As for "51% abuses" - in reality one need not have 51% of a network to attack it. In practice, the primary "attack" performed against most blockchains is one that even bitcoin is still susceptible to, and that is "selfish mining" - there are various ideas on how to solve that problem, and the Mazacoin Development Team is actively working on the issue. Selfish mining only needs 25% of the network to be effective, and we see this in bitcoin everyday.

It's my opinion that the majority of algorithms in use today have the same issues as sha256. Each has grown, CPU-only coins are GPU, with FPGAs on the way, and soon to follow will be asics for the most profitable algorithms. Certainly mazacoin will need to grow and adapt, but there is not a reason to change the sha256 algorithm to deter attackers, or selfish miners - these problems are present in each algorithm, and each PoW scheme devised at this time. Multi-algorithms simply increase the challenge to would be attackers and selfish miners, but don't solve the fundamental issues.

I certainly have considered all of this.

ill give you some basic examples to add some light to my previous statements.


say for example that you buy a cheap off the shelf miner for a few hundred dollars.
at current difficulty and prices you will likely earn less than 1$ worth of MZC a day for running it 24 hours a day.
your cost in electricity is likely to be a couple of dollars.
this means that currently, older generation miners have a negative ROI..
ie. the coins cost more to produce in electricity than they are currently worth.

this problem only gets worse over time so by the next cold season the very same mining hardware will be able to produce much less MZC (only a few cents worth)

so you can compare an asic unit which may cost a few hundred dollars to a convection heater which can cost less than $100 and it is easy to see that the convection heater is the more economically sound decision.

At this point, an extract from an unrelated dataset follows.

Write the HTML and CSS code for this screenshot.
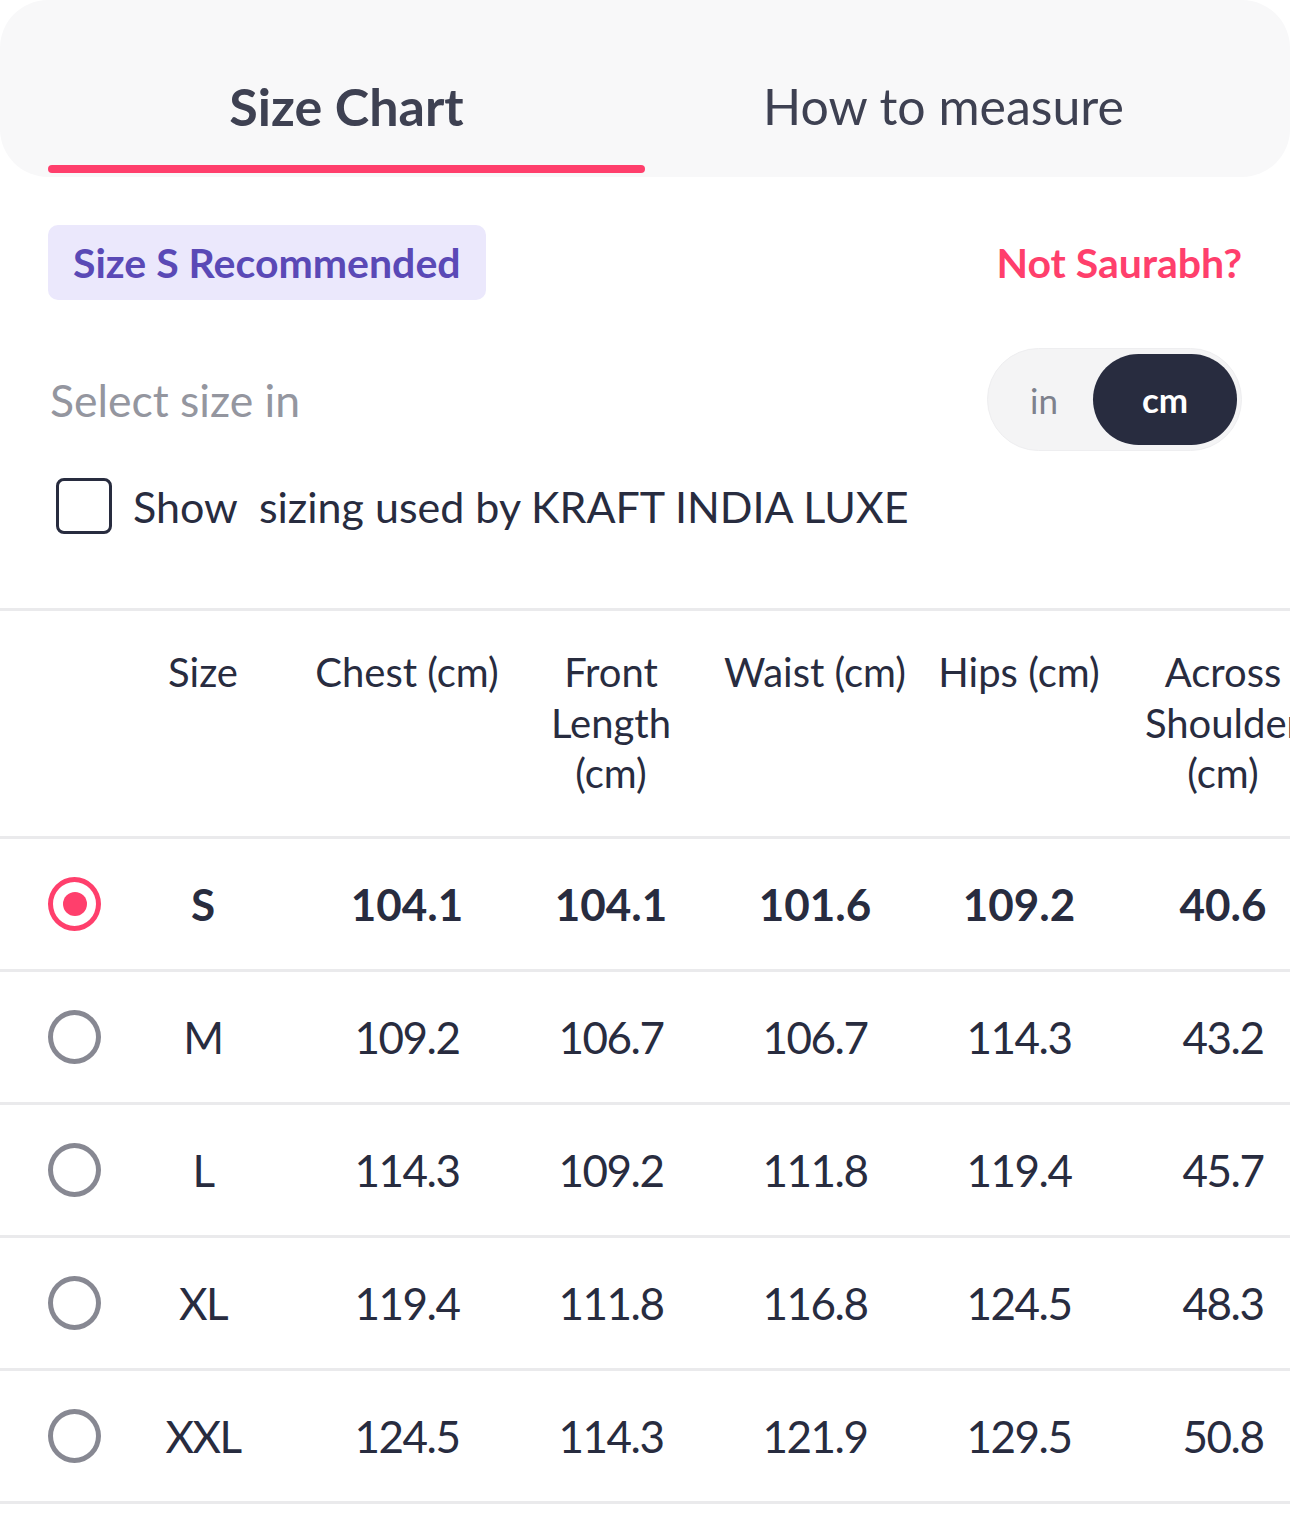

lets not forget that of all the energy sources (fire, solar thermal, electricity, gas) electricity is the LEAST efficient way to heat a home.
 

now as for 51% attacks, multi-pool raids etc.. I don't think you understand that it is much cheaper to hire enough hashing power to attack a sha256 coin that isn't bitcoin than it is to attack say scrypt or X11 coin. so yes you can claim that all small coins are susceptible to attack and but coins that have a flood of cheap ASICs on the market are much easier and cheaper to attack. thus Sha256 is much easier to attack than Scrypt and Scrypt is much easier to attack than X11 simply because the hardware required is much cheaper to hire or purchase. Not only that, but given the relative size of Bitcoin vs MZC it is by far much easer to redirect a mining pool with enough hash to crush small sha256 coin than it is to do so against any other algo. This is why there are no new Sha256 coins being released these days and it is also why most scrypt coins that were released recently are suffering badly.

these are just the simple facts of the market place as it stands today.. so please don't say that algorithm has nothing to do with it.. it only demonstrates that you do not understand how such attacks are carried out.

the one thing I would agree with you about is that switching algo is just kicking the can down the road. it is just pushing the problem away for a year or two at best but at least it gives you some breathing room to grow a coin before it becomes an easy target.

right now MZC is a very easy target...  for me 51% attacks are nothing more than a way to frighten children who do not understand what can can't cant be done with a 51% attack.. but they are enough to do damage to a coins reputation and price such that it becomes harder to use the coins held in a trust for development work. so the threat of attacks of any kind should be taken seriously....

I think you are right though the focus should be more on establishing the trust, the legal framework and securing those premined coins. I was just pointing out that at some point in the not too distant future network security will become the big issue of the day.